Aspidistra elatior

Most commonly used varieties: ‘Akebono,’ ‘Flowing Fountains’ and ‘Yushan Starbright’

Common Name: Cast Iron Plant

Light Needs

Low to bright indirect light

Water Requirements

Water sparingly

Tall columnar shape up to three feet tall with softer, arching leaves as the plant ages.

Most commonly used varieties: ‘Akebono,’ ‘Flowing Fountains’ and ‘Yushan Starbright’

The Aspidistra elatior…commonly known as the Cast Iron Plant, is a hard-working, long-living plant for dark spaces. Aspidistra was given the common name for its ability to withstand all kinds of abuse. It is a plant that has been used in the interior environment for centuries. Every kind of interior condition from low light, to over or under-watering, excessive heat or cold drafty lobbies are all suitable for growing this hardy plant.

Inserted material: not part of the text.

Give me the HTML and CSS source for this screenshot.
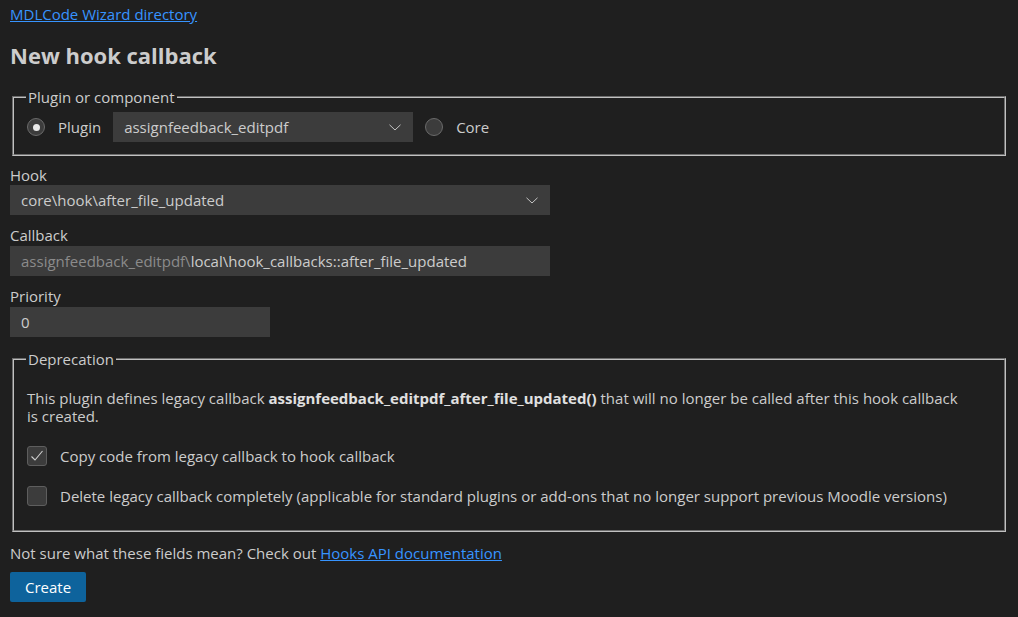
FILE: index.html
```html
<!DOCTYPE html>
<html>
<head>
<meta charset="utf-8">
<link rel="stylesheet" href="styles.css">
</head>
<body>
<p class="top"><a href="#">MDLCode Wizard directory</a></p>
<h1>New hook callback</h1>
<fieldset class="fs fs-plugin">
  <legend>Plugin or component</legend>
  <div class="row">
    <label class="radio"><span class="dot on"></span><span>Plugin</span></label>
    <div class="select plugin-select"><span>assignfeedback_editpdf</span>
      <svg class="chev" width="12" height="7" viewBox="0 0 12 7"><path d="M0.5 0.8 L6 6 L11.5 0.8" fill="none" stroke="#c5c5c5" stroke-width="1"/></svg>
    </div>
    <label class="radio"><span class="dot"></span><span>Core</span></label>
  </div>
</fieldset>

<div class="field">
  <div class="lbl">Hook</div>
  <div class="select wide"><span>core\hook\after_file_updated</span>
    <svg class="chev" width="12" height="7" viewBox="0 0 12 7"><path d="M0.5 0.8 L6 6 L11.5 0.8" fill="none" stroke="#c5c5c5" stroke-width="1"/></svg>
  </div>
</div>
<div class="field">
  <div class="lbl">Callback</div>
  <div class="input wide"><span class="pre">assignfeedback_editpdf\</span><span>local\hook_callbacks::after_file_updated</span></div>
</div>
<div class="field">
  <div class="lbl">Priority</div>
  <div class="input narrow"><span>0</span></div>
</div>

<fieldset class="fs fs-dep">
  <legend>Deprecation</legend>
  <p class="desc">This plugin defines legacy callback <b>assignfeedback_editpdf_after_file_updated()</b> that will no longer be called after this hook callback is created.</p>
  <label class="check"><span class="box"><svg width="20" height="20" viewBox="0 0 20 20"><path d="M4.5 10.5 L8 14 L15.5 5" fill="none" stroke="#d0d0d0" stroke-width="1.1"/></svg></span><span>Copy code from legacy callback to hook callback</span></label>
  <label class="check"><span class="box"></span><span>Delete legacy callback completely (applicable for standard plugins or add-ons that no longer support previous Moodle versions)</span></label>
</fieldset>

<p class="note">Not sure what these fields mean? Check out <a href="#">Hooks API documentation</a></p>
<button class="btn">Create</button>
</body>
</html>
```

FILE: styles.css
```css
html, body {
  margin: 0;
  background: #1f1f1f;
}
body {
  padding: 0 10px;
  color: #cccccc;
  font-family: "Open Sans", "Noto Sans", sans-serif;
  font-size: 15px;
  line-height: 18px;
}
a {
  color: #3794ff;
  text-decoration: underline;
}
.top {
  margin: 5px 0 0 0;
}
h1 {
  font-size: 22px;
  font-weight: 700;
  line-height: 30px;
  margin: 17px 0 0 0;
  color: #cccccc;
}
.fs {
  margin: 0 2px;
  border: 2px groove #c0c0c0;
  padding: 0 13px;
}
.fs legend {
  padding: 0 2px;
  margin-left: -1px;
}
.fs-plugin {
  margin-top: 18px;
  padding-top: 6px;
  padding-bottom: 12px;
}
.row {
  display: flex;
  align-items: center;
  gap: 12px;
}
.radio {
  display: flex;
  align-items: center;
  gap: 13px;
}
.dot {
  width: 16px;
  height: 16px;
  border-radius: 50%;
  border: 1px solid #6a6a6a;
  background: #3c3c3c;
  display: flex;
  align-items: center;
  justify-content: center;
}
.dot.on::after {
  content: "";
  width: 7px;
  height: 7px;
  border-radius: 50%;
  background: #e8e8e8;
}
.select, .input {
  height: 30px;
  background: #3c3c3c;
  display: flex;
  align-items: center;
  padding: 0 11px;
  box-sizing: border-box;
  color: #cccccc;
}
.select {
  justify-content: space-between;
}
.plugin-select {
  width: 300px;
}
.wide {
  width: 540px;
}
.narrow {
  width: 260px;
}
.chev {
  margin-right: 1px;
}
.field {
  margin-top: 10px;
}
.field + .field {
  margin-top: 11px;
}
.lbl {
  height: 18px;
  margin-bottom: 1px;
}
.field + .field .lbl {
  margin-bottom: 2px;
}
.input .pre {
  color: #8b8b8b;
}
.fs-dep {
  margin-top: 13px;
  padding-top: 21px;
  padding-bottom: 24px;
}
.desc {
  margin: 0 0 21px 0;
  max-width: 935px;
}
.desc b {
  color: #e0e0e0;
}
.check {
  display: flex;
  align-items: center;
  gap: 13px;
  margin-bottom: 20px;
}
.check:last-child {
  margin-bottom: 0;
}
.box {
  width: 20px;
  height: 20px;
  box-sizing: border-box;
  border: 1px solid #5e5e5e;
  border-radius: 3px;
  background: #3c3c3c;
  display: block;
  position: relative;
  flex: none;
}
.box svg {
  position: absolute;
  left: -1px;
  top: -1px;
}
.note {
  margin: 12px 0 0 0;
}
.btn {
  margin-top: 10px;
  background: #0e639c;
  color: #ffffff;
  border: none;
  border-radius: 2px;
  font-family: inherit;
  font-size: 15px;
  height: 30px;
  padding: 0 15px;
}
```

The tall columnar shape that is frequently seen when it comes from the nurseries is gradually replaced through the years with softer, arching leaves. Many various forms of this plant can now be found, some as tall as 4 feet and perfectly erect, some more open and arching and some with variegation to the leaves of either white or yellow tints.

The Aspidistra elatior is a member of the Lily Family and is a native to China. There are about 8 species of Aspidistra that have been identified and all of them are from Eastern Asia. The Lily Family is very large with 2,500 species. All are monocots, mostly herbaceous, with leaves that are usually blade-shaped and fleshy, often 3 to 6-feet-long. Other family members you will recognize are the Yucca, Aloes, Sansevierias and Easter Lilies. Like many members of the Lily Family, Aspidistra’s grow new leaves from underground stems, they have thick roots and rhizomes. A rhizome is a rootstock either on the surface of the soil or underground which is typically horizontal. From these rhizomes a succession of leaves grow from the tip or the apex.

An Aspidistra growing in the interior tends to push out new leaves in a flush or growth once a year, usually in the spring. They are slow-growing plants which is way they are expensive for their container size. The flower of an Aspidistra is easy to miss. It is small, about 1-inch across, and brown-purple in color and grows at ground-level. It is very unusual in its coloring and worth watching for. Unfortunately, it rarely flowers in the interior due to poor conditions.

Low to bright indirect light (30 fc – 250fc).

Be conservative when applying water. They prefer to be close to bone dry between waterings, especially in low light. This can take two to four weeks in low light. In better light (100 to 200 fc), water every two weeks. Dry the roots about one half of the way down or to read about a 2 to 4 on a moisture meter. Never soak these plants, or the roots will quickly rot. During the active growing season in the spring they will want extra water. Remember, these plants have thick roots that can store water for long periods. You can learn to read the leaf signs of the Aspidistra as to what it needs. The leaves will discolor within a week or two if you have given too much or two little water. Too much water over time will show as yellow leaf edges first, then the start of cell bursting within the leaf. Too little and the oldest leaves will turn a soft banana yellow color overall.

Due to its deep green color, yellow blemishes stand out and require trimming to keep it aesthetically correct. Follow the natural shape of the leaf for the best disguise of the trim mark. Always make sure your scissors are clean and sharp. Any time more than 1/3 of the leaf has been trimmed off it’s best to remove the whole leaf. Sometimes it is also part of the grooming and upkeep of the image of a well-kempt plant to remove leaves. When removing a leaf, go down all the way to the soil level to get a clean and tidy look. As you trim off marks and remove leaves, ask yourself what you did to cause them. Reassess your care, re-think…too much water? …too little? …too much fertilizer? …spider mites? …too much light?

The only real pest of Aspidistra in the interior is the spider mite. Because of it’s wide leaf and a relatively low leaf count, the plant is very easy to wipe clean. Use two wet sponges with a bit of soap on them to clean it and keep spider mites at bay. This also keeps the plant attractive and well-groomed. You can also wipe clean with baby wipes or spray with soap and water. Brand X® also works well.